Heße deutete an, dass der Beitritt des Erzbistums im Kreis der deutschen katholischen Bischöfe teils auch mit Skepsis betrachtet wird. Für ihn sei die ökumenische und interreligiöse Zusammenarbeit im Religionsunterricht jedoch "eine dem Frieden dienende Kooperation".
Mitwirkung an Inhalten
Die Beteiligung hat Auswirkungen auf die staatlichen Schulen in Hamburg und ihre rund 24.000 katholischen Schüler. Weil die Katholiken in Hamburg in der Minderheit sind, wird dort rein katholischer Religionsunterricht aktuell kaum erteilt.

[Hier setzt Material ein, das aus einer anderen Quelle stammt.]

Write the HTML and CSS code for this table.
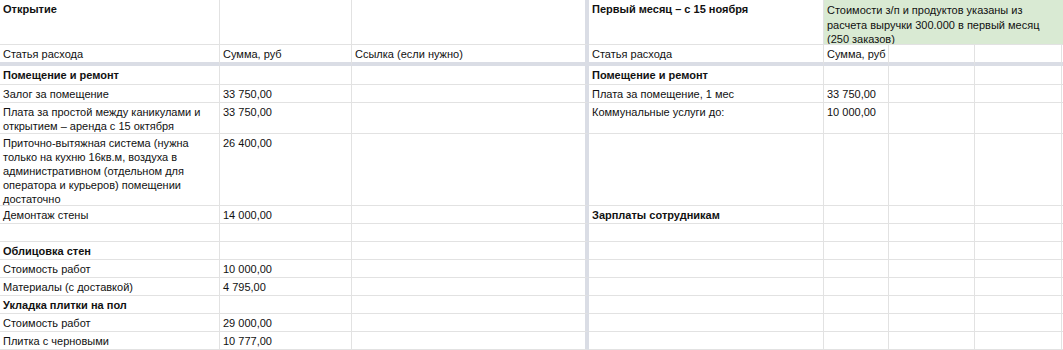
FILE: index.html
```html
<!DOCTYPE html>
<html lang="ru">
<head>
<meta charset="utf-8">
<title>Открытие — смета</title>
<link rel="stylesheet" href="styles.css">
</head>
<body>
<div class="sheet">
  <!-- row 1 -->
  <div class="c b">Открытие</div>
  <div class="c"></div>
  <div class="c sep"></div>
  <div class="c b">Первый месяц – с 15 ноября</div>
  <div class="c green">Стоимости з/п и продуктов указаны из<br>расчета выручки 300.000 в первый месяц<br>(250 заказов)</div>
  <!-- row 2 -->
  <div class="c hdr">Статья расхода</div>
  <div class="c hdr">Сумма, руб</div>
  <div class="c hdr sep">Ссылка (если нужно)</div>
  <div class="c hdr">Статья расхода</div>
  <div class="c hdr nw">Сумма, руб</div>
  <div class="c hdr"></div>
  <div class="c hdr"></div>
  <div class="c hdr"></div>
  <!-- row 3 -->
  <div class="c b">Помещение и ремонт</div>
  <div class="c"></div>
  <div class="c sep"></div>
  <div class="c b">Помещение и ремонт</div>
  <div class="c"></div><div class="c"></div><div class="c"></div><div class="c"></div>
  <!-- row 4 -->
  <div class="c">Залог за помещение</div>
  <div class="c">33 750,00</div>
  <div class="c sep"></div>
  <div class="c">Плата за помещение, 1 мес</div>
  <div class="c nw">33 750,00</div>
  <div class="c"></div><div class="c"></div><div class="c"></div>
  <!-- row 5 -->
  <div class="c">Плата за простой между каникулами и открытием – аренда с 15 октября</div>
  <div class="c">33 750,00</div>
  <div class="c sep"></div>
  <div class="c">Коммунальные услуги до:</div>
  <div class="c nw">10 000,00</div>
  <div class="c"></div><div class="c"></div><div class="c"></div>
  <!-- row 6 -->
  <div class="c">Приточно-вытяжная система (нужна только на кухню 16кв.м, воздуха в административном (отдельном для оператора и курьеров) помещении достаточно</div>
  <div class="c">26 400,00</div>
  <div class="c sep"></div>
  <div class="c"></div>
  <div class="c"></div><div class="c"></div><div class="c"></div><div class="c"></div>
  <!-- row 7 -->
  <div class="c">Демонтаж стены</div>
  <div class="c">14 000,00</div>
  <div class="c sep"></div>
  <div class="c b">Зарплаты сотрудникам</div>
  <div class="c"></div><div class="c"></div><div class="c"></div><div class="c"></div>
  <!-- row 8 -->
  <div class="c"></div>
  <div class="c"></div>
  <div class="c sep"></div>
  <div class="c"></div>
  <div class="c"></div><div class="c"></div><div class="c"></div><div class="c"></div>
  <!-- row 9 -->
  <div class="c b">Облицовка стен</div>
  <div class="c"></div>
  <div class="c sep"></div>
  <div class="c"></div>
  <div class="c"></div><div class="c"></div><div class="c"></div><div class="c"></div>
  <!-- row 10 -->
  <div class="c">Стоимость работ</div>
  <div class="c">10 000,00</div>
  <div class="c sep"></div>
  <div class="c"></div>
  <div class="c"></div><div class="c"></div><div class="c"></div><div class="c"></div>
  <!-- row 11 -->
  <div class="c">Материалы (с доставкой)</div>
  <div class="c">4 795,00</div>
  <div class="c sep"></div>
  <div class="c"></div>
  <div class="c"></div><div class="c"></div><div class="c"></div><div class="c"></div>
  <!-- row 12 -->
  <div class="c b">Укладка плитки на пол</div>
  <div class="c"></div>
  <div class="c sep"></div>
  <div class="c"></div>
  <div class="c"></div><div class="c"></div><div class="c"></div><div class="c"></div>
  <!-- row 13 -->
  <div class="c">Стоимость работ</div>
  <div class="c">29 000,00</div>
  <div class="c sep"></div>
  <div class="c"></div>
  <div class="c"></div><div class="c"></div><div class="c"></div><div class="c"></div>
  <!-- row 14 -->
  <div class="c">Плитка с черновыми</div>
  <div class="c">10 777,00</div>
  <div class="c sep"></div>
  <div class="c"></div>
  <div class="c"></div><div class="c"></div><div class="c"></div><div class="c"></div>
</div>
</body>
</html>
```

FILE: styles.css
```css
html, body {
  margin: 0;
  padding: 0;
  background: #ffffff;
  overflow: hidden;
}

.sheet {
  display: grid;
  grid-template-columns: 220px 132px 237px 235px 65px 86px 87px 1fr;
  grid-template-rows: 45px 21px 19px 18px 31px 72px repeat(8, 18px);
  width: 100%;
  font-family: "Liberation Sans", Arial, sans-serif;
  font-size: 11px;
  line-height: 14px;
  color: #111111;
}

.c {
  box-sizing: border-box;
  min-width: 0;
  border-right: 1px solid #e2e2e2;
  border-bottom: 1px solid #e2e2e2;
  padding: 2px 3px 0 3px;
  overflow: hidden;
}

.nw {
  white-space: nowrap;
  padding-right: 0;
}

.b {
  font-weight: bold;
}

.sep {
  border-right: 4px solid #dadde5;
}

.hdr {
  border-bottom: 4px solid #dadde5;
}

.green {
  grid-column: 5 / -1;
  background: #d9ead3;
  padding-top: 3px;
  line-height: 14.5px;
}
```
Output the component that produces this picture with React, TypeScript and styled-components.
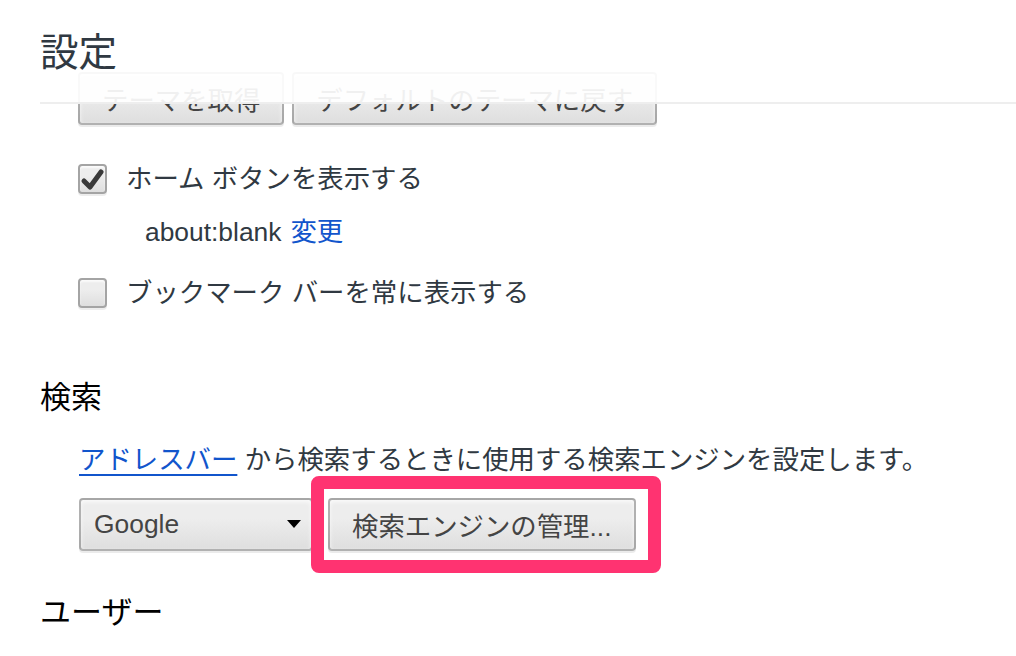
import React from "react";
import styled, { createGlobalStyle } from "styled-components";

const GlobalStyle = createGlobalStyle`
  html, body {
    margin: 0;
    padding: 0;
    background: #ffffff;
  }
  body {
    font-family: "Liberation Sans", "Noto Sans CJK JP", sans-serif;
    color: #303942;
    overflow: hidden;
  }
`;

const Page = styled.div`
  position: relative;
  width: 1016px;
  height: 656px;
  overflow: hidden;
  padding: 72px 0 0 40px;
  box-sizing: border-box;
`;

const Header = styled.header`
  position: absolute;
  top: 0;
  left: 0;
  right: 0;
  padding-left: 40px;
  background: rgba(255, 255, 255, 0.92);
  z-index: 2;
`;

const HeaderBar = styled.div`
  height: 102px;
  border-bottom: 2px solid #eeeeee;
  box-sizing: content-box;
`;

const Title = styled.h1`
  margin: 0;
  padding-top: 32px;
  font-size: 38.5px;
  line-height: 42px;
  font-weight: normal;
  color: #303942;
`;

const Indent = styled.div`
  padding-left: 38px;
`;

const ButtonRow = styled.div`
  display: flex;
  gap: 8px;
`;

const Button = styled.button`
  height: 53px;
  padding: 0 22px;
  font-family: inherit;
  font-size: 26.4px;
  color: #444444;
  border: 2px solid rgba(0, 0, 0, 0.25);
  border-radius: 4px;
  background: linear-gradient(#ededed, #ededed 38%, #dedede);
  box-shadow: 0 2px 0 rgba(0, 0, 0, 0.08), inset 0 2px 4px rgba(255, 255, 255, 0.75);
  box-sizing: border-box;
  white-space: nowrap;
`;

const CheckRow = styled.label<{ $top: number }>`
  display: flex;
  align-items: center;
  gap: 19px;
  margin-top: ${(p) => p.$top}px;
  height: 30px;
  font-size: 26.4px;
  line-height: 30px;
`;

const Box = styled.span`
  display: flex;
  align-items: center;
  justify-content: center;
  width: 29px;
  height: 30px;
  box-sizing: border-box;
  border: 2px solid #a4a4a4;
  border-radius: 4px;
  background: linear-gradient(#ededed, #ededed 38%, #dedede);
  box-shadow: 0 2px 0 rgba(0, 0, 0, 0.07), inset 0 2px 2px rgba(255, 255, 255, 0.75);
`;

const SubRow = styled.div`
  margin-top: 23px;
  padding-left: 67px;
  height: 30px;
  line-height: 30px;
  font-size: 26.4px;
  display: flex;
  gap: 9px;
`;

const Link = styled.a<{ $underline?: boolean }>`
  color: #1155cc;
  text-decoration: ${(p) => (p.$underline ? "underline" : "none")};
  text-decoration-thickness: 2px;
  text-underline-offset: 5px;
  cursor: pointer;
`;

const SectionTitle = styled.h3<{ $top: number }>`
  margin: ${(p) => p.$top}px 0 0 0;
  font-size: 31px;
  line-height: 40px;
  font-weight: normal;
  color: #000000;
`;

const Description = styled.p`
  margin: 24px 0 0 39px;
  font-size: 26.4px;
  line-height: 36px;
  white-space: nowrap;
`;

const ControlsRow = styled.div`
  display: flex;
  gap: 15px;
  margin: 20px 0 0 39px;
  align-items: center;
`;

const Select = styled.div`
  width: 234px;
  height: 53px;
  box-sizing: border-box;
  padding: 0 10px 0 13px;
  display: flex;
  align-items: center;
  justify-content: space-between;
  font-size: 26.4px;
  color: #444444;
  border: 2px solid rgba(0, 0, 0, 0.25);
  border-radius: 4px;
  background: linear-gradient(#ededed, #ededed 38%, #dedede);
  box-shadow: 0 2px 0 rgba(0, 0, 0, 0.08), inset 0 2px 4px rgba(255, 255, 255, 0.75);
`;

const Arrow = styled.span`
  width: 0;
  height: 0;
  border-left: 7px solid transparent;
  border-right: 7px solid transparent;
  border-top: 8px solid #000;
  margin-bottom: 2px;
`;

const Highlighted = styled.div`
  position: relative;
`;

const HighlightFrame = styled.div`
  position: absolute;
  left: -17px;
  top: -22px;
  right: -25px;
  bottom: -22px;
  border: 13px solid #ff3371;
  border-radius: 8px;
  pointer-events: none;
`;

const CheckMark = () => (
  <svg width="25" height="25" viewBox="0 0 25 25">
    <path d="M4 14 L10 20 L21 5" fill="none" stroke="#3a3a3a" strokeWidth="5" strokeLinecap="round" strokeLinejoin="round" />
  </svg>
);

export default function App() {
  return (
    <>
      <GlobalStyle />
      <Page>
        <Header>
          <HeaderBar>
            <Title>設定</Title>
          </HeaderBar>
        </Header>

        <Indent>
          <ButtonRow>
            <Button>テーマを取得</Button>
            <Button>デフォルトのテーマに戻す</Button>
          </ButtonRow>

          <CheckRow $top={39}>
            <Box>
              <CheckMark />
            </Box>
            <span>ホーム ボタンを表示する</span>
          </CheckRow>

          <SubRow>
            <span>about:blank</span>
            <Link>変更</Link>
          </SubRow>

          <CheckRow $top={31}>
            <Box />
            <span>ブックマーク バーを常に表示する</span>
          </CheckRow>
        </Indent>

        <SectionTitle $top={70}>検索</SectionTitle>
        <Description>
          <Link $underline>アドレスバー</Link> から検索するときに使用する検索エンジンを設定します。
        </Description>
        <ControlsRow>
          <Select>
            <span>Google</span>
            <Arrow />
          </Select>
          <Highlighted>
            <Button>検索エンジンの管理...</Button>
            <HighlightFrame />
          </Highlighted>
        </ControlsRow>

        <SectionTitle $top={42}>ユーザー</SectionTitle>
      </Page>
    </>
  );
}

Die katholischen Schüler nehmen bereits weitgehend an dem interreligiösen Unterricht teil. Mit ihrer Beteiligung am "Rufa" als gleichberechtigter Partner kann die katholische Kirche künftig auch inhaltlich daran mitwirken. Das sei für das Erzbistum "ein deutliches Plus", so Heße.
Mit der Entscheidung hat das Erzbistum auch eine Lösung für die etwa 100 katholischen Religionslehrer an staatlichen Schulen gefunden. Sie sind bislang inoffiziell am "Rufa" beteiligt, brauchen aber dafür spätestens ab dem kommenden Jahr eine offizielle Beauftragung durch den Erzbischof.
Für die 20 katholischen Schulen in Trägerschaft des Erzbistums Hamburg mit ihren rund 7.000 Schülern hat die Entscheidung keine Auswirkungen. Dort wird weiterhin rein katholischer Religionsunterricht erteilt.
Unterschiedliche Konzepte der Bundesländer
Auch in anderen Bundesländern wird um die zukünftige Gestalt des Religionsunterrichts gerungen. Teils lernen katholische und evangelische Schüler bereits gemeinsam. Verantwortlich ist aber meist weiterhin entweder die eine oder die andere Konfession. Niedersachsen prüft derzeit die Einführung eines "gemeinsam verantworteten christlichen Religionsunterrichts". So weit wie in Hamburg geht jedoch bislang niemand.
Laut dem Hamburger Schulsenator Ties Rabe (SPD) geht von der Beteiligung der Katholiken eine bundesweite Signalwirkung aus: "Der Hamburger Weg wird von anderen Bundesländern und von anderen Religionsgemeinschaften mit großer Aufmerksamkeit beobachtet." Heße hält das Modell dagegen nicht für ohne Weiteres übertragbar. Es sei auf die gesellschaftlichen Bedingungen der Stadt Hamburg zugeschnitten und in Flächenländern organisatorisch kaum umsetzbar, betonte der Erzbischof.